As the paper's controlling owner, News Corp. chairman Rupert Murdoch, has pointed out, The New York Times has more than 200,000 more subscribers than the Journal in greater New York. He says that offers a lot of room to grow -- hence the Journal's new "Greater New York" section.
But a larger game is afoot. Since News Corp.'s purchase of the Journal in 2007, editors have sought to expand the paper's reach, broadening its mission to compete with the Times for its role as the nation's newspaper of record. This is another front in that battle.
Murdoch has long said he considers the Times to be arrogant and that it pursues a liberal agenda. He recently told Marvin Kalb at the National Press Club that the Times put on its front page "anything [President] Obama wants."
Wall Street Journal editor Robert Thomson declined to be interviewed in advance of Monday's first local edition. But Times executives said the Journal will be offering steep discounts to advertisers -- and that the Times will not be following suit.
"Our coverage of New York is not just the police blotter or the courts or government or politics," Scott Heekin-Canedy, the president and general manager of the Times Co., said in an interview. "It also includes culture and finance, the arts, style, fashion, sports. We've been covering those beats for many, many years. We're respected for that coverage, and our reader comes to it for us."
In statements to the media, executives at the Journal said the claims of discounts were overblown.
The Times is not ignoring the challenge. It poached the Journal's chief public relations executive, Robert Christie, as well as a young reporter from the embryonic Journal metro section. It's running ads with testimonials from executives of upper-end advertisers who vouch for the Times's performance in reaching desired customers. And it's hardly an accident that Monday's front page featured an above-the-fold look at Mayor Michael Bloomberg's tendency to spend much of his time at his private home in Bermuda.
Both newspapers have a lot at stake. Although Murdoch has deep pockets, the Journal could imperil its franchise as the nation's clearly authoritative paper on financial matters while seeking to eclipse the Times on the broader news scene. For the Times, which has endured a rough few years financially, success for the Journal could undercut its standing.

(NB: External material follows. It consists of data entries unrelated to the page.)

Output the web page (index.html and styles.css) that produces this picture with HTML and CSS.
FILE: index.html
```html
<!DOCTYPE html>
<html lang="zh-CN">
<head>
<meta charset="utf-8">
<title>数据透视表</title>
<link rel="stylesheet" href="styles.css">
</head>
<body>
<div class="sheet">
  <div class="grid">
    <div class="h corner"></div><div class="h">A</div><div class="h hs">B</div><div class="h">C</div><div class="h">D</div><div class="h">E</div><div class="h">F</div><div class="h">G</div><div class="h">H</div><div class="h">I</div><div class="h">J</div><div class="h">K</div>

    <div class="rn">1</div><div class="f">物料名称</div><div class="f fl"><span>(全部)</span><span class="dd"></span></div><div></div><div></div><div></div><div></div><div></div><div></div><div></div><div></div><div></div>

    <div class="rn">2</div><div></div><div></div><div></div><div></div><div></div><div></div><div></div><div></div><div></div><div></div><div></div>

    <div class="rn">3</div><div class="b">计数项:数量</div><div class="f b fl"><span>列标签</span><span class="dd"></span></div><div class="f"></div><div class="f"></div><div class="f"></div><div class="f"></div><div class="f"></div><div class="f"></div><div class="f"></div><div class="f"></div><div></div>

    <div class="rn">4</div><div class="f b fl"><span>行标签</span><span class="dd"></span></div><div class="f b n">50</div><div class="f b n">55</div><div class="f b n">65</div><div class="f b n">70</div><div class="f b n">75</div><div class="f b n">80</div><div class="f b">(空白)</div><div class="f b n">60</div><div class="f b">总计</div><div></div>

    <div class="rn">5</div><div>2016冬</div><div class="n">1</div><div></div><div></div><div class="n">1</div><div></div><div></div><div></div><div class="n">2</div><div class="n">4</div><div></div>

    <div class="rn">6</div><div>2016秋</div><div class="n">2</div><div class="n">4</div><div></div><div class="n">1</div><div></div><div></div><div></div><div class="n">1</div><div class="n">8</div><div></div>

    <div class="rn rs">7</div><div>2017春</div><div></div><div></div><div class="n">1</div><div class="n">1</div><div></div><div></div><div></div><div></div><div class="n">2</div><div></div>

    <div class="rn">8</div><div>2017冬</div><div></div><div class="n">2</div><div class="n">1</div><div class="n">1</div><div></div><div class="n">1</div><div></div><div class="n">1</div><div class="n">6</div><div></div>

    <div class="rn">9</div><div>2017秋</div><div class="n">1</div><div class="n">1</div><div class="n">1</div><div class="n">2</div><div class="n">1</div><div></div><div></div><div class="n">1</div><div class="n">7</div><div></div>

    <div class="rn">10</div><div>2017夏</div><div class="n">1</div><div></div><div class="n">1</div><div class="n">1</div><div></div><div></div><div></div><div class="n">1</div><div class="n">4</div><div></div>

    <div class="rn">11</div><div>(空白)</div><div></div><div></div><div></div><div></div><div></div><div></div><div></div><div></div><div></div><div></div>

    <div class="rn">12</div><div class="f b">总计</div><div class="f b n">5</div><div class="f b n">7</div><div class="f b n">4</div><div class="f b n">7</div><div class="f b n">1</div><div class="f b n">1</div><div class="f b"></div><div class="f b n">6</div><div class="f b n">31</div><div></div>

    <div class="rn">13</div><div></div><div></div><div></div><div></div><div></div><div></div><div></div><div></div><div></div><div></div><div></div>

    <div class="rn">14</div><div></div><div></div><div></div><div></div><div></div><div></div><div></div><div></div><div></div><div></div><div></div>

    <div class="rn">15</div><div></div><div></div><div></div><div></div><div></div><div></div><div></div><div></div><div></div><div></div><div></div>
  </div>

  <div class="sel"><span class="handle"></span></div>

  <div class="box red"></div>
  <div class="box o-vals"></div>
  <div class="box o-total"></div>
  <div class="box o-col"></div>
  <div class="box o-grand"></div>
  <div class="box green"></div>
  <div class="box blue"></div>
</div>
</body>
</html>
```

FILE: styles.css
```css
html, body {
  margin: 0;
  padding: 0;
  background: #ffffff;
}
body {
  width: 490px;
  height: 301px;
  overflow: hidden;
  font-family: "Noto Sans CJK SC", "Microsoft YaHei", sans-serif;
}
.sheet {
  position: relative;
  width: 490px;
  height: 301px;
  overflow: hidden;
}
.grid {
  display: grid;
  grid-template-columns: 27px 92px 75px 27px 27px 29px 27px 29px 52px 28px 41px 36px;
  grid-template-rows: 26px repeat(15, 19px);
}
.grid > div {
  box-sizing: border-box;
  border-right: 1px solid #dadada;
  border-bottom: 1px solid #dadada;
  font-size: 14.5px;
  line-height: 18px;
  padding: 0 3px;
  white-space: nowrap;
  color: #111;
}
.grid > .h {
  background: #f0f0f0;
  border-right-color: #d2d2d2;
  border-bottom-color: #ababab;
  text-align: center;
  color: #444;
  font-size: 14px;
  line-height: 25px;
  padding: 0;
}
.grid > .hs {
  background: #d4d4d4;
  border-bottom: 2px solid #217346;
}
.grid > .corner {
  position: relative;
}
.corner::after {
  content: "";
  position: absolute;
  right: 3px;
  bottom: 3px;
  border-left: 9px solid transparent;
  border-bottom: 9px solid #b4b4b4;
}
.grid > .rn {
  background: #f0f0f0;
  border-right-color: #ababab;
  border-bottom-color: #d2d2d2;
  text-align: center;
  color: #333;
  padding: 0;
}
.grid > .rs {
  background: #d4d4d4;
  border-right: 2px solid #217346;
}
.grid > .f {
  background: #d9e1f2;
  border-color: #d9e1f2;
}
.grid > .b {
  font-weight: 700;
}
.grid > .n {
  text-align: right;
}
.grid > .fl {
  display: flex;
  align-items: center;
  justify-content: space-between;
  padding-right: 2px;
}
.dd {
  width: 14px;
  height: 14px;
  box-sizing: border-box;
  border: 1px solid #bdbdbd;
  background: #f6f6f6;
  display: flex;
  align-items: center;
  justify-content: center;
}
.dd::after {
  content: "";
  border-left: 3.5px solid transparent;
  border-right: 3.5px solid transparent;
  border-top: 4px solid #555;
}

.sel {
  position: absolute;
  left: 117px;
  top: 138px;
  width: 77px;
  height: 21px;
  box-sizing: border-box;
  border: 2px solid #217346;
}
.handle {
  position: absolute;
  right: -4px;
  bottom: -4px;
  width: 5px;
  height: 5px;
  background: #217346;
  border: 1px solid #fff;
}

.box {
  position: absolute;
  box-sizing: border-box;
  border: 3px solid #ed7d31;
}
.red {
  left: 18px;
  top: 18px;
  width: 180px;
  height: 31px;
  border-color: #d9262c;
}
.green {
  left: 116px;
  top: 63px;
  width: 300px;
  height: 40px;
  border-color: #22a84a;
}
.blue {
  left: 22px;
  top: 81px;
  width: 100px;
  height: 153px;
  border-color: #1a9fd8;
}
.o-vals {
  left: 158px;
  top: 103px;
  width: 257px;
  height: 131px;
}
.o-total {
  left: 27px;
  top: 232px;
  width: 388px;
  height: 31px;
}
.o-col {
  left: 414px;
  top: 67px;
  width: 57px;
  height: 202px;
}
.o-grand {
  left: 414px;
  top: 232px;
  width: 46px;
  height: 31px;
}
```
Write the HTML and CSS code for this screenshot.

And some head games have ensued. The Times had to fire a business reporter who was found to be plagiarizing blog postings from the Journal. After Times media columnist David Carr wrote a piece observing a conservative tilt in the Journal's news pages, Journal editor Thomson responded with a statement that accused the Times of seeking to sabotage a journalism award for the Journal's reporting in an unrelated incident.
Thomson wrote, "Whether it be in the quest for prizes or in the disparagement of competitors, principle is but a bystander at The New York Times."
Most recently, a Journal feature piece claiming that men with effeminate faces are more appealing to women included an only partially obscured photo of Times publisher Arthur Sulzberger Jr. as an example.
Heekin-Canedy compared the Journal's treatment of the Times to the brash approach taken by another Murdoch media property: the Fox News Channel.
"We've been vilified, unjustly so and often factually incorrectly, most often factually incorrectly, by Fox News," Heekin-Canedy told NPR. "This is just another flavor of that, I'd say."
That connection rankles many reporters and editors at the Journal, most of whom see themselves as seeking to maintain the paper's tradition of impeccable journalism amid a changing media landscape.